Credo che siano tre le questioni fondamentali poste dal nuovo contesto. Sono questioni rispettivamente di ordine socio-politico, organizzativo ed economico.

La prima riguarda un apparente paradosso: la quantità di informazioni a cui i media e l’opinione pubblica hanno accesso è inversamente proporzionale alla capacità di decodificare i fatti e generare notizie. Cosicché si assiste, da diversi anni ormai, a una degradazione sia della qualità professionale del giornalismo sia della cultura critica dell’audience. A tale degradazione sembra alludere anche il recente rapporto Freedom of the Press 2009 di Freedom House, al di là di una maggiore libertà registrata nell’ambito dei new media rispetto a quelli tradizionali:

Every country examined—with the exception of the United Kingdom—performed better on internet freedom than on media freedom in general […]. These differences were smaller among the best and the worst performers, and were most pronounced in the middle range of countries […]. New media outlets are often freer than traditional media and have the potential to open repressive media environments such as China and Iran.
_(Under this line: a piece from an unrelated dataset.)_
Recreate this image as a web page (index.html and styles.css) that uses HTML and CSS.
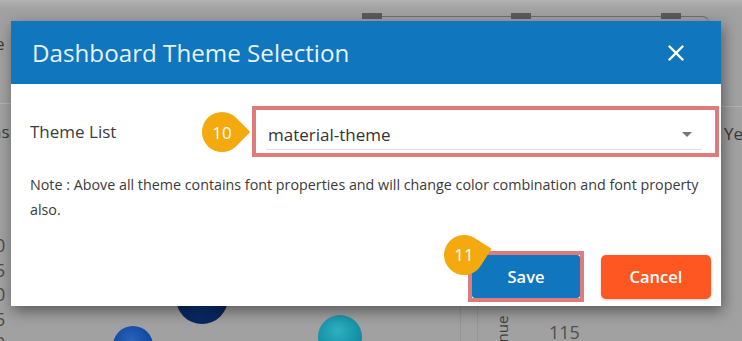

However, as new media gains influence, governments are beginning to crack down on internet users by employing traditional means of repression.

La seconda questione, di ordine organizzativo, si traduce in una domanda che mi piacerebbe rivolgere agli stessi Angeli, Pratellesi e Severgnini: se non esiste il giornalismo online, ma solo il giornalismo, perché esistono ancora due redazioni separate, una per Il Corriere della Sera e l’altra per Corriere.it? Ho la sensazione che la “integrated newsroom” in via Solferino sia ancora di là da venire.

Infine resta la questione economica. È di oggi l’annuncio di Rupert Murdoch che le sue testate online saranno a pagamento entro un anno, ma non verranno rese disponibili attraverso l’e-book di Amazon, Kindle. La posta in gioco è alta. Secondo James Moroney, amministratore delegato del Dallas Morning News, Amazon sta chiedendo il 70% dei ricavi relativi agli abbonamenti dei giornali su Kindle, oltre al diritto di ripubblicarne i contenuti su altri dispositivi mobili. E mentre Murdoch affila le armi, New York Times, Boston Globe e Washington Post si preparano a sperimentare il nuovo canale. Che scelte compiranno i quotidiani italiani? Pensano di andare avanti con la logica del “tutto gratis” e gli striminziti ricavi che garantisce il display advertising?

2 thoughts on ““Il giornalismo online è morto”

  1. Una annotazione da chi ha parecchi anni di esperienza come giornalista “caratceo” e cinque anche su testate esclusivamente online. La distinizione tra le due attività (carta ed online) secondo me esiste ed è per tale motivo che i quotidiani mantengono le redazioni divise. Non è una “separazione delle carriere” (perchè il singolo potrebbe passare dall’una all’altra) ma ci sono modalità diverse di trovare (e verificare) le notizie, ma anche di scriverse. E’ diversa anche la cadenza dell’informazione. Per non parlare del fatto che il giornalista online deve saper manipolare (se non addirittura produrre) contenuti multimediali. Secondo me, uno degli ostacoli del passaggio all’online da parte di molti editori cartacei (specialmente nell’editoria professionale) è che hanno capito che devono investire di più in risorse giornalistiche, perchè non basta il taglia e cusi dei comunicati stampa. Una cosa che l’editoria italiana (a parte quella quotidiana e dei grandi periodici) non ama fare.

  2. “Che scelte compiranno i quotidiani italiani? Pensano di andare avanti con la logica del “tutto gratis” e gli striminziti ricavi che garantisce il display advertising?”

    La Stampa sta sperimentando i lettori multimediali. ne ha concessi 100 in prestito con un abbonamento a “La Stampa e-Paper” per vedere come va.